I conclude this section with a brief discussion of other basic things you can do to improve efficiency in an IPX network.
I already mentioned the need to keep the number of SAPs to a bare minimum. This information can be gathered in an Accumulation Zone, as mentioned earlier. However, in a large IPX network, it can easily overwhelm the memory and bandwidth resources of the network devices to maintain all of it. Thus, the first thing to do is to create a thorough list of filters to restrict what routes and services are advertised.
Another aspect of the same issue is limiting the amount of server-to-server traffic. Usually this sort of traffic is not necessary. You often need to allow communication between user-area servers and central servers. However, you should try to keep this traffic flow in a star format as much as possible.

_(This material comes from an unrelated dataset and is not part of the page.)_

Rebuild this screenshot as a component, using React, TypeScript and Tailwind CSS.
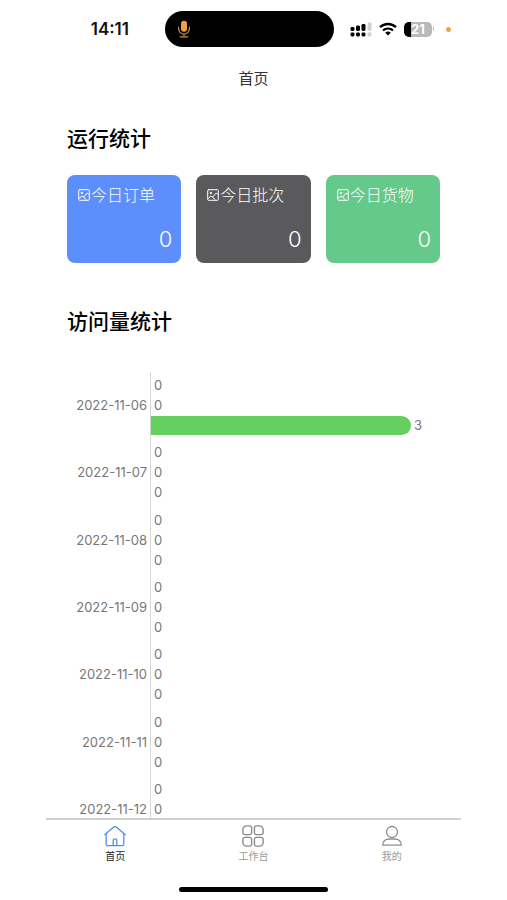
import type { ReactNode } from "react";
import clsx from "clsx";

const STATS = [
  { title: "今日订单", value: 0, bg: "bg-[#5c8efc]" },
  { title: "今日批次", value: 0, bg: "bg-[#5a5a5c]" },
  { title: "今日货物", value: 0, bg: "bg-[#64c98a]" },
];

const VISITS = [
  { date: "2022-11-06", values: [0, 0, 3] },
  { date: "2022-11-07", values: [0, 0, 0] },
  { date: "2022-11-08", values: [0, 0, 0] },
  { date: "2022-11-09", values: [0, 0, 0] },
  { date: "2022-11-10", values: [0, 0, 0] },
  { date: "2022-11-11", values: [0, 0, 0] },
  { date: "2022-11-12", values: [0, 0, 0] },
];

const MAX_VISITS = 3;

function MicIcon() {
  return (
    <svg width="14" height="18" viewBox="0 0 14 18" fill="none" aria-hidden="true">
      <rect x="4" y="0.8" width="6" height="11" rx="3" fill="#f0a23c" />
      <path
        d="M1.6 7v1.8a5.4 5.4 0 0 0 10.8 0V7M7 14.2v2.4M3.2 16.8h7.6"
        stroke="#c98a3e"
        strokeWidth="1.2"
        strokeLinecap="round"
      />
    </svg>
  );
}

function SignalIcon() {
  return (
    <svg width="22" height="15" viewBox="0 0 22 15" aria-hidden="true">
      <g fill="#000">
        <rect x="0.5" y="5" width="4" height="4" rx="1.4" />
        <rect x="6" y="3.5" width="4" height="5.5" rx="1.4" />
        <rect x="11.5" y="2" width="4" height="7" rx="1.4" />
        <rect x="0.5" y="10.5" width="4" height="4" rx="1.4" />
        <rect x="6" y="10.5" width="4" height="4" rx="1.4" />
        <rect x="11.5" y="10.5" width="4" height="4" rx="1.4" />
      </g>
      <g fill="#d0d0d0">
        <rect x="17.5" y="0.5" width="4" height="8.5" rx="1.4" />
        <rect x="17.5" y="10.5" width="4" height="4" rx="1.4" />
      </g>
    </svg>
  );
}

function WifiIcon() {
  return (
    <svg width="18" height="14" viewBox="0 0 18 14" fill="none" aria-hidden="true">
      <path d="M1 5.2a11.6 11.6 0 0 1 16 0" stroke="#000" strokeWidth="2.3" />
      <path d="M4 8.5a7.3 7.3 0 0 1 10 0" stroke="#000" strokeWidth="2.2" />
      <path d="M9 13.6 6.2 10.8a4 4 0 0 1 5.6 0Z" fill="#000" />
    </svg>
  );
}

function PictureIcon() {
  return (
    <svg
      width="12"
      height="12"
      viewBox="0 0 12 12"
      fill="none"
      stroke="currentColor"
      strokeLinecap="round"
      strokeLinejoin="round"
      aria-hidden="true"
    >
      <rect x="0.7" y="0.7" width="10.6" height="10.6" rx="0.8" />
      <circle cx="3.8" cy="4" r="0.8" />
      <path d="M1.2 9.4 4 7l1.6 1.2L9.2 4l2 1.6M5.6 8.2l2.6 2.4" />
    </svg>
  );
}

function HomeIcon() {
  return (
    <svg
      width="22"
      height="22"
      viewBox="0 0 22 22"
      fill="none"
      stroke="currentColor"
      strokeWidth="1.3"
      strokeLinecap="round"
      strokeLinejoin="round"
      aria-hidden="true"
    >
      <path d="M0.9 9.6 9.8 1.9a1.8 1.8 0 0 1 2.4 0l8.9 7.7" />
      <path d="M2.2 8.8v10.4a1.4 1.4 0 0 0 1.4 1.4h14.8a1.4 1.4 0 0 0 1.4-1.4V8.8" />
      <path d="M9.2 20.4v-4.8a1.8 1.8 0 0 1 3.6 0v4.8" />
    </svg>
  );
}

function GridIcon() {
  return (
    <svg
      width="22"
      height="22"
      viewBox="0 0 22 22"
      fill="none"
      stroke="currentColor"
      strokeWidth="1.4"
      aria-hidden="true"
    >
      <path d="M4.6 0.9h3.2A1.8 1.8 0 0 1 9.6 2.7v5.1A1.8 1.8 0 0 1 7.8 9.6H2.7A1.8 1.8 0 0 1 0.9 7.8V4.6A3.7 3.7 0 0 1 4.6 0.9Z" />
      <path d="M14.2 0.9h3.2a3.7 3.7 0 0 1 3.7 3.7v3.2a1.8 1.8 0 0 1-1.8 1.8h-5.1a1.8 1.8 0 0 1-1.8-1.8V2.7a1.8 1.8 0 0 1 1.8-1.8Z" />
      <path d="M2.7 12.4h5.1a1.8 1.8 0 0 1 1.8 1.8v5.1a1.8 1.8 0 0 1-1.8 1.8H4.6a3.7 3.7 0 0 1-3.7-3.7v-3.2a1.8 1.8 0 0 1 1.8-1.8Z" />
      <path d="M14.2 12.4h5.1a1.8 1.8 0 0 1 1.8 1.8v3.2a3.7 3.7 0 0 1-3.7 3.7h-3.2a1.8 1.8 0 0 1-1.8-1.8v-5.1a1.8 1.8 0 0 1 1.8-1.8Z" />
    </svg>
  );
}

function UserIcon() {
  return (
    <svg
      width="22"
      height="22"
      viewBox="0 0 22 22"
      fill="none"
      stroke="currentColor"
      strokeWidth="1.3"
      strokeLinejoin="round"
      aria-hidden="true"
    >
      <circle cx="11" cy="7" r="5.5" />
      <path d="M1.7 20.2c0-4 3-6.2 6.4-6.2h5.8c3.4 0 6.4 2.2 6.4 6.2Z" />
    </svg>
  );
}

function StatusBar() {
  return (
    <div className="grid h-[58px] shrink-0 grid-cols-[1fr_169px_1fr] items-center gap-4 pr-2">
      <p className="pr-5 text-right text-[17px] leading-5 font-semibold text-[#111]">
        14:11
      </p>
      <div className="flex h-9 items-center rounded-full bg-black pl-3">
        <MicIcon />
      </div>
      <div className="flex items-center">
        <SignalIcon />
        <div className="ml-[7px]">
          <WifiIcon />
        </div>
        <div className="ml-[7px] flex h-[15px] w-7 items-center justify-center rounded-[5px] bg-linear-to-r from-black from-25% to-[#b9b9b9] to-25% text-[13px] leading-none font-bold text-white">
          21
        </div>
        <div className="ml-px h-1 w-px rounded-r bg-[#b9b9b9]" />
        <div className="ml-3 size-[5px] rounded-full bg-[#eda64f]" />
      </div>
    </div>
  );
}

function SectionTitle({ children }: { children: ReactNode }) {
  return (
    <h2 className="text-[21px] leading-8 font-medium text-black">{children}</h2>
  );
}

const TABS = [
  { label: "首页", icon: HomeIcon, active: true },
  { label: "工作台", icon: GridIcon, active: false },
  { label: "我的", icon: UserIcon, active: false },
];

export default function App() {
  return (
    <div className="flex h-screen flex-col bg-white px-[46px] font-['Inter','Noto_Sans_CJK_SC',sans-serif]">
      <StatusBar />
      <header className="flex h-[42px] shrink-0 items-center justify-center">
        <h1 className="text-[15px] leading-5 text-[#333]">首页</h1>
      </header>

      <main className="min-h-0 flex-1 overflow-y-auto px-[21px] pt-[23px] [scrollbar-width:none]">
        <SectionTitle>运行统计</SectionTitle>
        <div className="mt-5 grid grid-cols-3 gap-[15px]">
          {STATS.map(({ title, value, bg }) => (
            <section
              key={title}
              className={clsx(
                "flex h-[88px] flex-col justify-between rounded-lg py-2 pr-[9px] pl-[11px] text-white",
                bg
              )}
            >
              <h3 className="flex items-center gap-px text-[16px] leading-6 font-light whitespace-nowrap">
                <PictureIcon />
                {title}
              </h3>
              <p className="text-right text-[22px] leading-8 font-light">
                {value}
              </p>
            </section>
          ))}
        </div>

        <div className="mt-[43px]">
          <SectionTitle>访问量统计</SectionTitle>
        </div>
        <div className="mt-[34px] flex h-[471px] flex-col text-[13px] leading-[19px] text-[#777]">
          {VISITS.map(({ date, values }) => (
            <div key={date} className="flex flex-1">
              <p className="flex w-[83px] shrink-0 items-center justify-end pr-[3px]">
                {date}
              </p>
              <div className="flex flex-1 flex-col justify-center gap-px border-l border-[#d5d5d5] pr-[29px]">
                {values.map((value, i) => (
                  <div key={i} className="flex h-[19px]">
                    <div
                      className="shrink-0 rounded-r-full bg-[#65d05f]"
                      style={{ width: `${(value / MAX_VISITS) * 100}%` }}
                    />
                    <span className="ml-[3px]">{value}</span>
                  </div>
                ))}
              </div>
            </div>
          ))}
        </div>
      </main>

      <nav className="grid h-[82px] shrink-0 grid-cols-3 border-t-2 border-[#d0d0d0] pt-[5px]">
        {TABS.map(({ label, icon: Icon, active }) => (
          <a
            key={label}
            href="#"
            aria-current={active ? "page" : undefined}
            className="flex flex-col items-center gap-[3px]"
          >
            <span className={active ? "text-[#4b93ea]" : "text-[#8c8c8c]"}>
              <Icon />
            </span>
            <span
              className={clsx(
                "text-[10px] leading-3",
                active ? "text-[#222]" : "text-[#999]"
              )}
            >
              {label}
            </span>
          </a>
        ))}
        <div className="col-span-3 mb-2 h-[5px] w-[149px] self-end justify-self-center rounded-full bg-black" />
      </nav>
    </div>
  );
}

Finally, in any large IPX network, it is critical to avoid using RIP and SAP protocols. These protocols work well in small- to medium-sized networks. But remember that routers and servers must all take part in the routing protocols. Suppose, for example, that two servers communicate via RIP, but are separated by three routers. Then the internal network numbers of these servers are, in fact, five hops apart, so an IPX network is usually somewhat larger than it appears on the surface.
In even a moderate-sized network, it is not difficult to find distances that are greater than 15 hops, which is too large for RIP to handle. As I already mentioned, RIP and SAP scale rather poorly for bandwidth usage. It is a good idea to try to move away from these protocols in any large-scale IPX network.
It is possible to make an IPX network appear smaller than it is, however, by tunneling the IPX traffic inside of IP. For example, suppose that getting from a user-area router to the central Accumulation Zone requires several router-to-router hops. You can make it require a single hop by configuring an IPX tunnel between the Accumulation Zone router and the last user-area router before the server.
Even in this case, however, you should avoid using RIP and SAP. Although this design avoids the hop-count problem, you still have to be concerned about the bandwidth-usage problem with these protocols.